United States has rails?
In a few cities it's good. NYC, Chicago, where white people live in DC, and maaaybe SFO come to mind. (LA your subway is only for movies, F off). Literally everywhere else it's a travesty of busses designed to institutionalize and reinforce classism and poverty. So it's bad, and no one wants to use a bus system (lack of tracks? Lack of charm!) of it served wealthier neighborhoods.
At least y'all have a system to be fucked up.
My kids have theoretical public transportation to school, work, we live near the bus routes in several directions.
To work or the high school - that bus runs 1 times per hour. So they can only arrive very early or very late, and it's about an hour walk to either of those.

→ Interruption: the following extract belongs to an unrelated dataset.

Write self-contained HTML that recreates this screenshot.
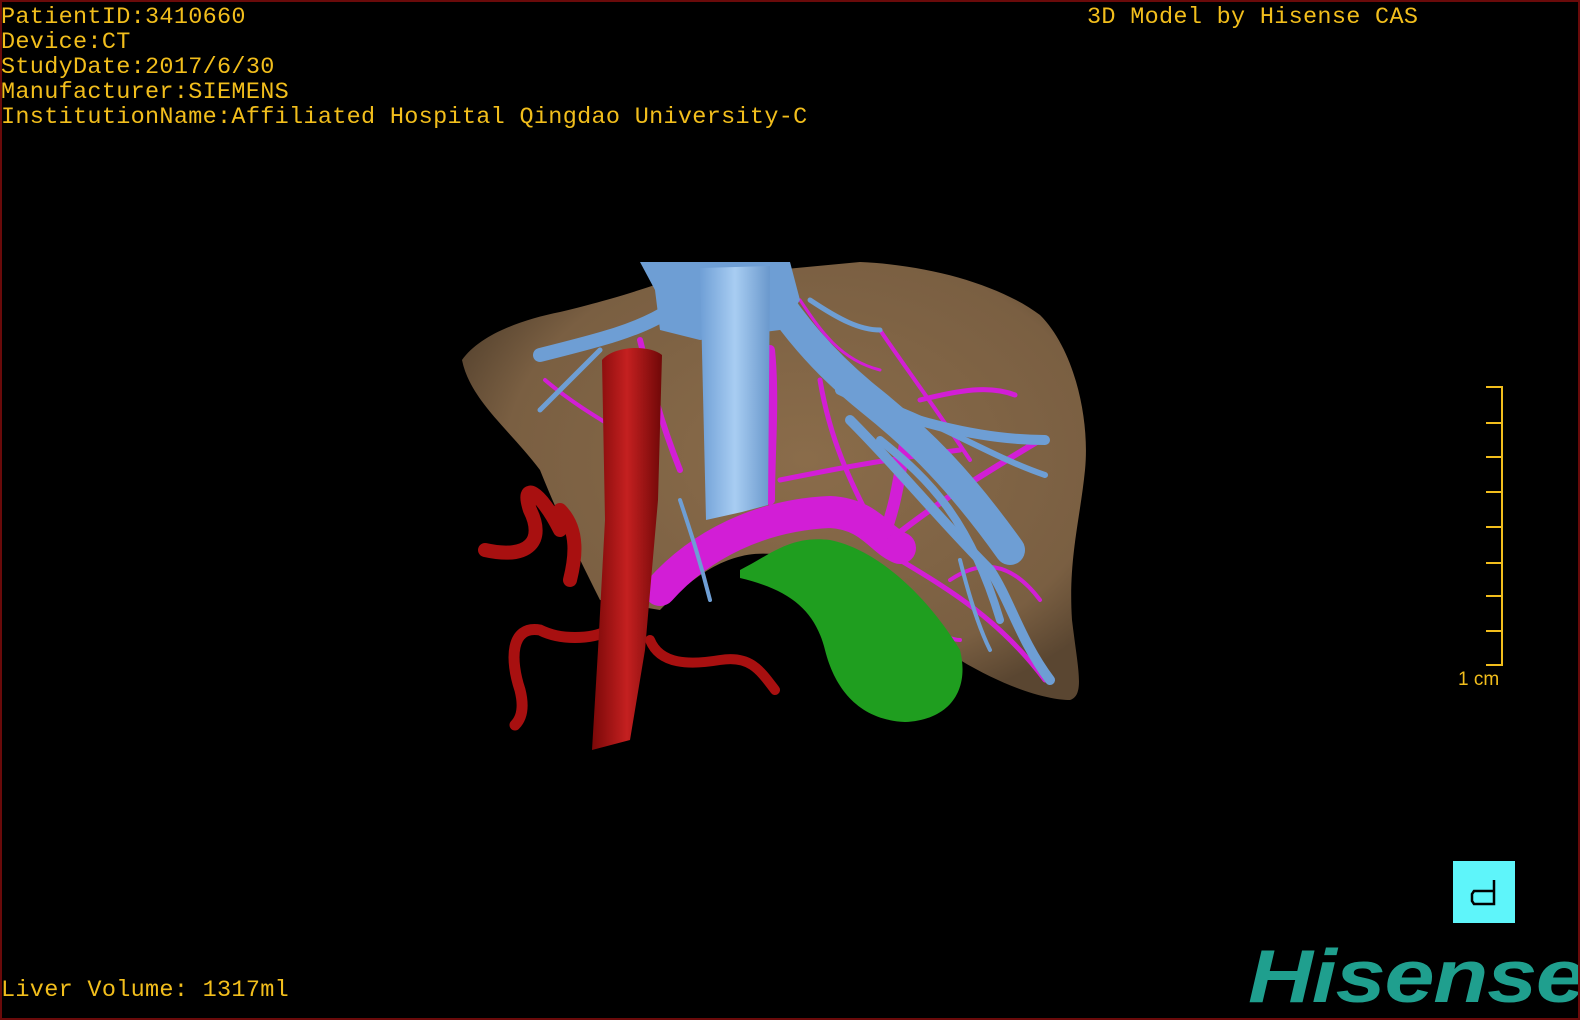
<!DOCTYPE html>
<html><head><meta charset="utf-8"><style>
html,body{margin:0;padding:0;background:#000;}
#f{position:relative;width:1580px;height:1020px;background:#000;overflow:hidden;box-sizing:border-box;border:2px solid #6a0a0a}
.t{position:absolute;font-family:"Liberation Mono",monospace;font-size:23.5px;color:#f2be1c;line-height:25px;white-space:pre;letter-spacing:0.3px}
.logo{position:absolute;left:1246px;top:931px;font-family:"Liberation Sans",sans-serif;font-weight:bold;font-style:italic;font-size:75px;color:#1f9f8e;letter-spacing:-1px;transform:scaleX(1.2);transform-origin:left}
</style></head><body><div id="f">
<div class="t" style="left:-1px;top:3px">PatientID:3410660
Device:CT
StudyDate:2017/6/30
Manufacturer:SIEMENS
InstitutionName:Affiliated Hospital Qingdao University-C</div>
<div class="t" style="left:1085px;top:3px">3D Model by Hisense CAS</div>
<div class="t" style="left:-1px;top:976px">Liver Volume: 1317ml</div>
<svg width="1580" height="1020" style="position:absolute;left:-2px;top:-2px">
<defs>
<radialGradient id="lv" cx="0.55" cy="0.45" r="0.6"><stop offset="0" stop-color="#8a6c4a"/><stop offset="0.8" stop-color="#7a5f42"/><stop offset="1" stop-color="#5a4631"/></radialGradient>
<linearGradient id="rd" x1="0" x2="1"><stop offset="0" stop-color="#7a0808"/><stop offset="0.5" stop-color="#c42020"/><stop offset="1" stop-color="#700808"/></linearGradient>
<linearGradient id="vc" x1="0" x2="1"><stop offset="0" stop-color="#6f9fd6"/><stop offset="0.5" stop-color="#a8cdf2"/><stop offset="1" stop-color="#6a98cc"/></linearGradient>
</defs>
<path d="M462 360 C480 335 520 320 560 312 C610 300 640 290 670 280 L860 262 C930 265 1000 285 1040 315 C1075 350 1090 420 1085 470 C1080 520 1068 560 1072 620 C1078 670 1085 695 1070 700 C1050 700 1010 690 960 660 C900 620 850 580 800 560 C740 540 700 570 660 610 L600 600 C580 560 560 520 540 470 C510 430 470 400 462 360Z" fill="url(#lv)"/>
<g stroke="#d21ed6" fill="none" stroke-linecap="round">
<path d="M660 590 C700 545 760 515 830 512 C870 514 880 540 900 548" stroke-width="32"/>
<path d="M880 545 C900 500 900 460 910 420" stroke-width="12"/>
<path d="M890 540 C940 500 990 470 1040 440" stroke-width="6"/>
<path d="M900 560 C950 590 1000 620 1045 680" stroke-width="5"/>
<path d="M870 520 C850 480 830 440 820 380" stroke-width="5"/>
<path d="M770 500 C770 450 775 400 770 350" stroke-width="10"/>
<path d="M680 470 C660 420 650 380 640 340" stroke-width="6"/>
<path d="M650 450 C620 430 580 410 545 380" stroke-width="4"/>
<path d="M780 480 C830 470 880 460 960 450" stroke-width="5"/>
<path d="M920 400 C960 390 990 385 1015 395" stroke-width="5"/>
<path d="M880 330 C900 360 930 400 970 460" stroke-width="4"/>
<path d="M950 580 C980 560 1010 560 1040 600" stroke-width="4"/>
<path d="M850 560 C880 600 940 640 960 640" stroke-width="4"/>
<path d="M800 300 C820 330 840 360 880 370" stroke-width="3"/>
</g>
<g stroke="#6e9ed4" fill="none" stroke-linecap="round">
<path d="M770 290 C790 320 820 360 870 400 C920 440 960 480 1010 550" stroke-width="30"/>
<path d="M840 390 C900 420 980 440 1045 440" stroke-width="10"/>
<path d="M850 420 C900 470 940 520 990 570 C1010 600 1020 640 1050 680" stroke-width="10"/>
<path d="M880 440 C930 480 970 520 1000 620" stroke-width="8"/>
<path d="M900 410 C950 430 1000 460 1045 475" stroke-width="6"/>
<path d="M670 310 C640 330 600 340 540 355" stroke-width="14"/>
<path d="M600 350 C580 370 560 390 540 410" stroke-width="5"/>
<path d="M680 500 C690 530 700 560 710 600" stroke-width="4"/>
<path d="M960 560 C970 600 980 630 990 650" stroke-width="4"/>
<path d="M810 300 C840 320 860 330 880 330" stroke-width="5"/>
</g>
<path d="M640 262 L790 262 L800 300 L780 330 L700 340 L660 330 L655 290Z" fill="#6e9ed4"/>
<path d="M700 268 L770 266 L768 505 L742 512 L706 520Z" fill="url(#vc)"/>
<path d="M740 570 C770 555 790 535 830 540 C880 550 930 600 960 650 C970 690 950 720 905 722 C860 720 835 690 825 650 C815 610 790 590 740 578Z" fill="#1f9e1f"/>
<g stroke="#a81010" fill="none" stroke-linecap="round">
<path d="M560 530 C540 490 520 480 530 510 C545 540 530 560 485 550" stroke-width="14"/>
<path d="M560 510 C580 530 575 560 570 580" stroke-width="14"/>
<path d="M610 630 C590 640 560 640 540 630 C510 625 510 660 520 690 C525 710 520 720 515 725" stroke-width="11"/>
<path d="M650 640 C660 665 690 665 720 660 C750 655 760 670 775 690" stroke-width="10"/>
</g>
<path d="M602 360 C615 345 650 345 662 355 L658 500 L645 650 L630 740 L592 750 L598 650 L605 520Z" fill="url(#rd)"/>
<g stroke="#f2be1c" stroke-width="2" fill="none">
<path d="M1486 387 H1502 V665 H1486"/>
<path d="M1486 423H1502M1486 457H1502M1486 492H1502M1486 527H1502M1486 563H1502M1486 596H1502M1486 631H1502"/>
</g>
<text x="1458" y="685" font-family="Liberation Sans,sans-serif" font-size="19" fill="#f2be1c">1 cm</text>
<rect x="1453" y="861" width="62" height="62" fill="#5ef5fa"/>
<path d="M1494 880 V904 H1474 L1472 901 V894 L1474 891 H1494" stroke="#000" stroke-width="2.5" fill="none"/>
</svg>
<div class="logo">Hisense</div>
</div></body></html>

The bus route to the university is actually pretty good, runs every half hour, and takes about 40 minutes to get there (vs. 10-15 minutes drive) then you have to trust your luck with the loop runner bus that goes from the transit center around the campus, that adds between 10 minutes and an hour, randomly because it has no schedule, just drives the loop all day and arrives whenever. There is an app that tracks it so you can know whether to risk crossing the huge road between the transfer ramp & the uni.
In the US transit mostly doesn't exist beyond buses that barely ever run.
there is none in most of the country, most cities just have buses where you might have to spend up to 30 minutes walking to the nearest stop to wait up to an hour
The Nürnberg zones
The VGN has the benefit of being yuge at least.
I think Brandenburg's is the whole state + Berlin. So that's even better.
Not like the Deutschlandticket has any real future unfortunately. Gotta see if it at least survives the Merz government.
As for DB - the ICE are horrible when it comes to reliability, but I found the regional trains actually mostly pretty good. Even if they have the tendency to be kinda dirty and always have broken toilets.
I took Amtrak long distance once, as a "it can't be that bad, can it?"
It was a 12 hour trip that got delayed 3+ hours in 30c heat and the car I was in had its A/C broken for ~3/4 of the trip.
Probably could have driven for 8-10 hours instead for cheaper and cooler.